Problem. Pictures do not belong in the copy; quote every entry below exactly.

Data supplied.
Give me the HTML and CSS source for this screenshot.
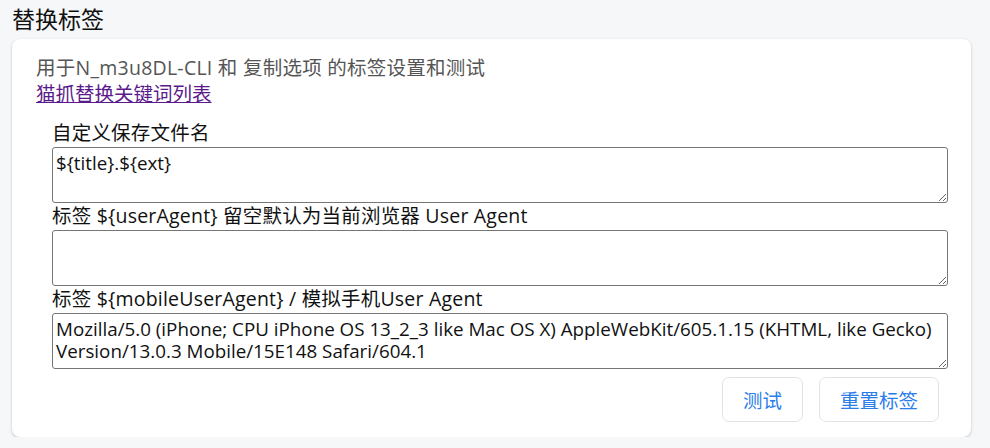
FILE: index.html
```html
<!DOCTYPE html>
<html lang="zh-CN">
<head>
<meta charset="utf-8">
<title>替换标签</title>
<link rel="stylesheet" href="styles.css">
</head>
<body>
<h2 class="section-title">替换标签</h2>
<div class="card">
  <p class="desc">用于N_m3u8DL-CLI 和 复制选项 的标签设置和测试</p>
  <a class="link" href="#">猫抓替换关键词列表</a>
  <div class="form">
    <div class="field">
      <label class="label">自定义保存文件名</label>
      <textarea class="input">${title}.${ext}</textarea>
    </div>
    <div class="field">
      <label class="label">标签 ${userAgent} 留空默认为当前浏览器 User Agent</label>
      <textarea class="input"></textarea>
    </div>
    <div class="field">
      <label class="label">标签 ${mobileUserAgent} / 模拟手机User Agent</label>
      <textarea class="input">Mozilla/5.0 (iPhone; CPU iPhone OS 13_2_3 like Mac OS X) AppleWebKit/605.1.15 (KHTML, like Gecko) Version/13.0.3 Mobile/15E148 Safari/604.1</textarea>
    </div>
    <div class="actions">
      <button class="btn btn-test">测试</button>
      <button class="btn btn-reset">重置标签</button>
    </div>
  </div>
</div>
</body>
</html>
```
FILE: styles.css
```css
html, body {
  margin: 0;
  padding: 0;
  background: #f6f7f9;
}
body {
  font-family: "Open Sans", "Noto Sans CJK SC", sans-serif;
  color: #111;
  padding: 0 19px 0 12px;
}
.section-title {
  margin: 0;
  padding-top: 4px;
  height: 35px;
  font-size: 23px;
  font-weight: 400;
  line-height: 30px;
  color: #111;
}
.card {
  background: #fff;
  border-radius: 8px;
  box-shadow: 0 1px 3px rgba(0,0,0,0.22);
  padding: 16px 24px 15px 24px;
}
.desc {
  margin: 0;
  font-size: 19.5px;
  line-height: 26px;
  letter-spacing: 0.25px;
  color: #555;
}
.link {
  display: inline-block;
  font-size: 19.5px;
  line-height: 26px;
  color: #5b1a8c;
  text-decoration: underline;
}
.form {
  margin-top: 13px;
  padding-left: 16px;
}
.field {
  display: flex;
  flex-direction: column;
}
.label {
  font-size: 19.5px;
  line-height: 25px;
  letter-spacing: 0.2px;
  color: #111;
  margin-bottom: 2px;
}
.input {
  box-sizing: border-box;
  width: 896px;
  height: 56px;
  margin: 0;
  padding: 4px 3px;
  border: 1px solid #767676;
  border-radius: 3px;
  font-family: "Open Sans", "Noto Sans CJK SC", sans-serif;
  font-size: 18.8px;
  line-height: 22px;
  color: #111;
  resize: vertical;
}
.actions {
  display: flex;
  justify-content: flex-end;
  gap: 16px;
  margin-top: 8px;
  padding-right: 8px;
}
.btn {
  height: 45px;
  padding: 0 20px;
  background: #fff;
  border: 1px solid #e3e3e3;
  border-radius: 7px;
  font-family: "Open Sans", "Noto Sans CJK SC", sans-serif;
  font-size: 19.5px;
  color: #2b7de9;
}
```
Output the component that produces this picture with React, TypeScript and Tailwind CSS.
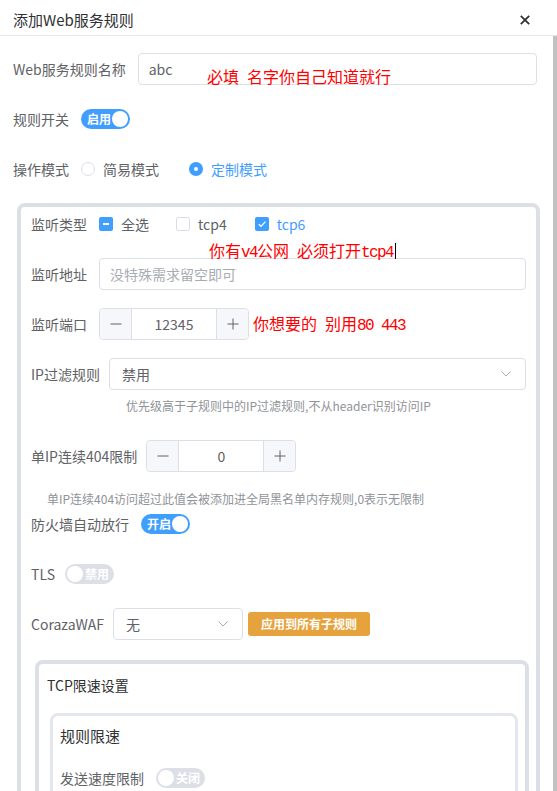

Exercise output.
Give me the HTML and CSS source for this screenshot.
FILE: index.html
```html
<!DOCTYPE html>
<html lang="zh-CN">
<head>
<meta charset="utf-8">
<title>替换标签</title>
<link rel="stylesheet" href="styles.css">
</head>
<body>
<h2 class="section-title">替换标签</h2>
<div class="card">
  <p class="desc">用于N_m3u8DL-CLI 和 复制选项 的标签设置和测试</p>
  <a class="link" href="#">猫抓替换关键词列表</a>
  <div class="form">
    <div class="field">
      <label class="label">自定义保存文件名</label>
      <textarea class="input">${title}.${ext}</textarea>
    </div>
    <div class="field">
      <label class="label">标签 ${userAgent} 留空默认为当前浏览器 User Agent</label>
      <textarea class="input"></textarea>
    </div>
    <div class="field">
      <label class="label">标签 ${mobileUserAgent} / 模拟手机User Agent</label>
      <textarea class="input">Mozilla/5.0 (iPhone; CPU iPhone OS 13_2_3 like Mac OS X) AppleWebKit/605.1.15 (KHTML, like Gecko) Version/13.0.3 Mobile/15E148 Safari/604.1</textarea>
    </div>
    <div class="actions">
      <button class="btn btn-test">测试</button>
      <button class="btn btn-reset">重置标签</button>
    </div>
  </div>
</div>
</body>
</html>
```
FILE: styles.css
```css
html, body {
  margin: 0;
  padding: 0;
  background: #f6f7f9;
}
body {
  font-family: "Open Sans", "Noto Sans CJK SC", sans-serif;
  color: #111;
  padding: 0 19px 0 12px;
}
.section-title {
  margin: 0;
  padding-top: 4px;
  height: 35px;
  font-size: 23px;
  font-weight: 400;
  line-height: 30px;
  color: #111;
}
.card {
  background: #fff;
  border-radius: 8px;
  box-shadow: 0 1px 3px rgba(0,0,0,0.22);
  padding: 16px 24px 15px 24px;
}
.desc {
  margin: 0;
  font-size: 19.5px;
  line-height: 26px;
  letter-spacing: 0.25px;
  color: #555;
}
.link {
  display: inline-block;
  font-size: 19.5px;
  line-height: 26px;
  color: #5b1a8c;
  text-decoration: underline;
}
.form {
  margin-top: 13px;
  padding-left: 16px;
}
.field {
  display: flex;
  flex-direction: column;
}
.label {
  font-size: 19.5px;
  line-height: 25px;
  letter-spacing: 0.2px;
  color: #111;
  margin-bottom: 2px;
}
.input {
  box-sizing: border-box;
  width: 896px;
  height: 56px;
  margin: 0;
  padding: 4px 3px;
  border: 1px solid #767676;
  border-radius: 3px;
  font-family: "Open Sans", "Noto Sans CJK SC", sans-serif;
  font-size: 18.8px;
  line-height: 22px;
  color: #111;
  resize: vertical;
}
.actions {
  display: flex;
  justify-content: flex-end;
  gap: 16px;
  margin-top: 8px;
  padding-right: 8px;
}
.btn {
  height: 45px;
  padding: 0 20px;
  background: #fff;
  border: 1px solid #e3e3e3;
  border-radius: 7px;
  font-family: "Open Sans", "Noto Sans CJK SC", sans-serif;
  font-size: 19.5px;
  color: #2b7de9;
}
```
Output the component that produces this picture with React, TypeScript and Tailwind CSS.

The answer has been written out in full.